Caroline Kennedy and her husband have quietly upended their lives since the death of their daughter, moving in with their son-in-law and taking on a daily role in raising his two toddlers.
Tatiana Schlossberg, an environmental journalist and author, died in December 2025 at 35 after battling acute myeloid leukemia, leaving behind a 4-year-old son, Edwin, and a 2-year-old daughter, Josephine, in the care of her husband, Dr. George Moran. Now Caroline, 68, and her husband, Ed Schlossberg, 80, have moved into the same apartment as Moran to help care for the children full-time, according to Tatiana’s brother, Jack Schlossberg, who spoke to People magazine.
“My parents are grandparents, but they’re really playing the role of new parents right now,” Jack, 33, said. “They live with my niece and nephew and take care of them every single day. They’re really taking everything in stride, but really taking care of the kids.”

“Most people don’t realize that they are really acting as new parents right now, and they’re all living in the same apartment,” he added.
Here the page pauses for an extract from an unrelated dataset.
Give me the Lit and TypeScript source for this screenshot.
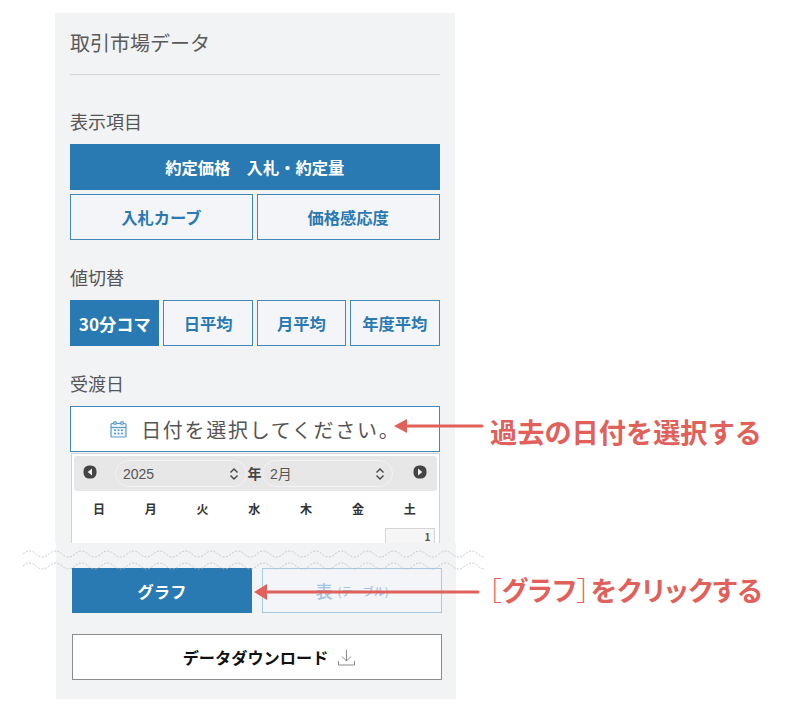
import { LitElement, html, css, svg } from "lit";
import { customElement } from "lit/decorators.js";

const wavePath = (() => {
  let d = "M0 4";
  for (let x = 0; x < 462; x += 26) {
    d += ` q6.5 -6 13 0 q6.5 6 13 0`;
  }
  return d;
})();

@customElement("app-root")
export class AppRoot extends LitElement {
  static styles = css`
    :host {
      display: block;
      position: relative;
      width: 800px;
      height: 712px;
      overflow: hidden;
      background: #fff;
      font-family: "Noto Sans CJK JP", "Noto Sans", sans-serif;
      color: #555;
    }
    .sheet { padding-top: 13px; display: flex; flex-direction: column; }
    .upper {
      margin-left: 55px; width: 400px; height: 530px; box-sizing: border-box;
      padding: 0 15.5px 0 15px; background: #f2f3f5; overflow: hidden;
    }
    .title {
      height: 62px; box-sizing: border-box; padding-top: 15px; border-bottom: 1px solid #d6d6d8;
      font-size: 20px; line-height: 30px; color: #5a5a5a;
    }
    .label { font-size: 18px; line-height: 26px; color: #555; margin-bottom: 10px; }
    .label.first { margin-top: 33px; }
    .label.next { margin-top: 24px; }
    .label.date { margin-top: 24px; }
    .stack { display: flex; flex-direction: column; gap: 4px; }
    .row { display: grid; gap: 4px; }
    .two { grid-template-columns: 1fr 1fr; }
    .four { grid-template-columns: repeat(4, 1fr); }
    .btn {
      height: 46px; box-sizing: border-box; display: flex; align-items: center; justify-content: center;
      border: 1px solid #4189bb; background: #f4f5f8; color: #2979b2; font-size: 16.3px; font-weight: 700;
      white-space: nowrap;
    }
    .btn.on { background: #2979b2; border-color: #2979b2; color: #fff; }
    .btn.main { white-space: pre; }
    .four .btn { padding: 0; }
    .four .btn.on { font-size: 17.2px; }
    .input {
      height: 46px; box-sizing: border-box; background: #fff; border: 1px solid #4189bb;
      display: flex; align-items: center; justify-content: center; gap: 13px;
      font-size: 20px; letter-spacing: 1.7px; color: #555;
    }
    .input svg { width: 19px; height: 19px; flex: none; }
    .cal {
      margin-top: 1px; height: 100px; box-sizing: border-box; background: #fff;
      border: 1px solid #d2d2d2; border-bottom: none; padding: 2px 2px 0 2px; margin-left: 1px;
    }
    .cal-head {
      height: 35px; border-radius: 3px; background: #e7e7e8; display: grid;
      grid-template-columns: 41px 132px 15px 131px 1fr; align-items: center; box-sizing: border-box;
    }
    .nav { display: flex; justify-content: center; }
    .nav.prev { justify-content: flex-start; padding-left: 9px; }
    .nav.nxt { justify-content: flex-end; padding-right: 10px; }
    .nav svg { width: 14px; height: 14px; display: block; margin-top: -3px; }
    .pill {
      height: 27px; box-sizing: border-box; border: 1.5px solid #f3f3f3; border-radius: 14px;
      display: flex; align-items: center; justify-content: space-between; padding: 0 6px 0 7px;
      font-family: "Liberation Sans", "Noto Sans CJK JP", sans-serif;
      font-size: 14px; line-height: 18px; color: #555;
    }
    .pill svg { width: 12px; height: 14px; }
    .nen { font-size: 14px; font-weight: 700; color: #444; text-align: center; line-height: 25px; }
    .weeks {
      display: grid; grid-template-columns: repeat(7, 51.8px); font-size: 12px; font-weight: 700;
      color: #333; text-align: center; padding-top: 8px; line-height: 20px; margin-left: -1px;
    }
    .cells { display: flex; justify-content: flex-end; margin-top: 9px; padding-right: 2px; }
    .cell {
      width: 50px; height: 15px; box-sizing: border-box; border: 1px solid #d4d4d4; border-bottom: none; background: #f6f6f6;
      font-size: 10px; font-weight: 700; color: #555; text-align: right; padding: 3px 3px 0 0; line-height: 10px;
    }
    .lower {
      margin-left: 56px; width: 400px; height: 156px; box-sizing: border-box; background: #f2f3f5;
      padding: 25px 15px 0 16px;
    }
    .pair { display: grid; grid-template-columns: 180px 180px; gap: 10px; }
    .pair .btn { height: 45px; }
    .ghost {
      border-color: #a9c8e2 !important; color: #a3c4de !important; font-size: 17px !important; gap: 5px; font-weight: 500 !important;
    }
    .ghost small { font-size: 11px; }
    .dl {
      margin-top: 21px; height: 46px; width: 370px; box-sizing: border-box; background: #fff; border: 1px solid #8c8c8c;
      display: flex; align-items: center; justify-content: center; gap: 9px; font-size: 16.2px; font-weight: 700; color: #111;
      padding-left: 25px;
    }
    .dl svg { width: 19px; height: 19px; }
    .wave { position: absolute; left: 23px; width: 462px; height: 8px; }
    .w1 { top: 539px; }
    .w2 { top: 551px; }
    .note {
      position: absolute; color: #e2605a; font-weight: 700; font-size: 27.2px; line-height: 40px; white-space: nowrap;
    }
    .n1 { left: 490px; top: 411px; }
    .n2 { left: 488px; top: 570px; font-size: 27px; letter-spacing: 0.35px; font-feature-settings: "palt"; display: flex; align-items: center; }
    .br { font-weight: 300; }
    .arrow { position: absolute; }
    .a1 { left: 392px; top: 416px; width: 92px; height: 20px; }
    .a2 { left: 252px; top: 582px; width: 228px; height: 20px; }
  `;

  render() {
    const chev = svg`<path d="M2.5 5.5 6 2l3.5 3.5M2.5 8.5 6 12l3.5-3.5" fill="none" stroke="#444" stroke-width="1.4"/>`;
    const wave = html`<svg viewBox="0 0 462 8" fill="none"><path d=${wavePath} stroke="#bbb" stroke-width="0.8" stroke-dasharray="2 1.5"/></svg>`;
    return html`
      <div class="sheet">
        <div class="upper">
          <div class="title">取引市場データ</div>
          <div class="label first">表示項目</div>
          <div class="stack">
            <div class="btn on main">約定価格　入札・約定量</div>
            <div class="row two">
              <div class="btn">入札カーブ</div>
              <div class="btn">価格感応度</div>
            </div>
          </div>
          <div class="label next">値切替</div>
          <div class="row four">
            <div class="btn on">30分コマ</div>
            <div class="btn">日平均</div>
            <div class="btn">月平均</div>
            <div class="btn">年度平均</div>
          </div>
          <div class="label date">受渡日</div>
          <div class="input">
            <svg viewBox="0 0 19 19" fill="none" stroke="#5a9bd0" stroke-width="1.2">
              <rect x="2" y="3.5" width="15" height="13.5" rx="1" fill="#eef5fb"/>
              <path d="M2 7.5h15" />
              <circle cx="6" cy="3" r="1.4" fill="#fff"/>
              <circle cx="13" cy="3" r="1.4" fill="#fff"/>
              <path d="M5 10.2h2M8.5 10.2h2M12 10.2h2M5 13.6h2M8.5 13.6h2M12 13.6h2" stroke-width="1.5"/>
            </svg>
            <span>日付を選択してください。</span>
          </div>
          <div class="cal">
            <div class="cal-head">
              <div class="nav prev"><svg viewBox="0 0 14 14"><rect x="0.5" y="0.5" width="13" height="13" rx="5.5" fill="#444"/><path d="M9 3.5v7L4.6 7z" fill="#eee"/></svg></div>
              <div class="pill"><span>2025</span><svg viewBox="0 0 12 14">${chev}</svg></div>
              <div class="nen">年</div>
              <div class="pill"><span>2月</span><svg viewBox="0 0 12 14">${chev}</svg></div>
              <div class="nav nxt"><svg viewBox="0 0 14 14"><rect x="0.5" y="0.5" width="13" height="13" rx="5.5" fill="#444"/><path d="M5 3.5v7L9.4 7z" fill="#eee"/></svg></div>
            </div>
            <div class="weeks">
              <span>日</span><span>月</span><span>火</span><span>水</span><span>木</span><span>金</span><span>土</span>
            </div>
            <div class="cells"><div class="cell">1</div></div>
          </div>
        </div>
        <div class="lower">
          <div class="pair">
            <div class="btn on">グラフ</div>
            <div class="btn ghost"><span>表</span><small>(テーブル)</small></div>
          </div>
          <div class="dl">
            <span>データダウンロード</span>
            <svg viewBox="0 0 19 19" fill="none" stroke="#8a8a8a" stroke-width="1">
              <path d="M9.5 2v11M5 8.5l4.5 4.5L14 8.5M1.5 13v4h16v-4"/>
            </svg>
          </div>
        </div>
      </div>
      <div class="wave w1">${wave}</div>
      <div class="wave w2">${wave}</div>
      <svg class="arrow a1" viewBox="0 0 92 20"><path d="M14 10h76" stroke="#e2605a" stroke-width="3" stroke-linecap="round"/><path d="M2 10l13-7v14z" fill="#e2605a"/></svg>
      <svg class="arrow a2" viewBox="0 0 228 20"><path d="M14 10h212" stroke="#e2605a" stroke-width="3" stroke-linecap="round"/><path d="M2 10l13-8v16z" fill="#e2605a"/></svg>
      <div class="note n1">過去の日付を選択する</div>
      <div class="note n2"><span class="br">［</span><span>グラフ</span><span class="br">］</span><span>をクリックする</span></div>
    `;
  }
}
In a devastating essay published in The New Yorker roughly a month before she died, Tatiana wrote about learning she had roughly a year to live. “My first thought was that my kids, whose faces live permanently on the inside of my eyelids, wouldn’t remember me,” she wrote. “My son might have a few memories, but he’ll probably start confusing them with pictures he sees or stories he hears.”
Of her daughter, she wrote, “I was gone for almost half of her first year of life. I don’t know who, really, she thinks I am, and whether she will feel or remember, when I am gone, that I am her mother.”
In the same essay, Tatiana paid tribute to her husband, whom she had met at Yale and married in 2017. “He talked to all the doctors and insurance people that I didn’t want to talk to; he slept on the floor of the hospital; he didn’t get mad when I was raging on steroids and yelled at him that I did not like Schweppes ginger ale, only Canada Dry,” she wrote, describing him as “perfect” and saying she felt “so cheated and so sad that I don’t get to keep living the wonderful life I had with this kind, funny, handsome genius I managed to find.”

The essay also took sharp aim at her cousin Robert F. Kennedy Jr., whom she accused of harming the country through his attacks on the U.S. public health system and his alliance with President Donald Trump.
Tatiana disclosed in the piece that even during her treatments, her parents, Jack, and her older sister Rose had been “raising my children”—and lamented that her death would be yet another tragedy the Kennedy family would have to endure.
Jack Schlossberg, the youngest of Caroline’s three children, launched a congressional campaign shortly before his sister’s death, citing her as an inspiration. He is running for New York’s 12th congressional District to fill the seat held for decades by Representative Jerry Nadler. He has also made headlines for separate reasons, telling SiriusXM host Andy Cohen, when asked about Madonna’s claim that their late uncle John F. Kennedy Jr. was the best sex of her life, “I’m running for office. All I can say is that I bet she was right.”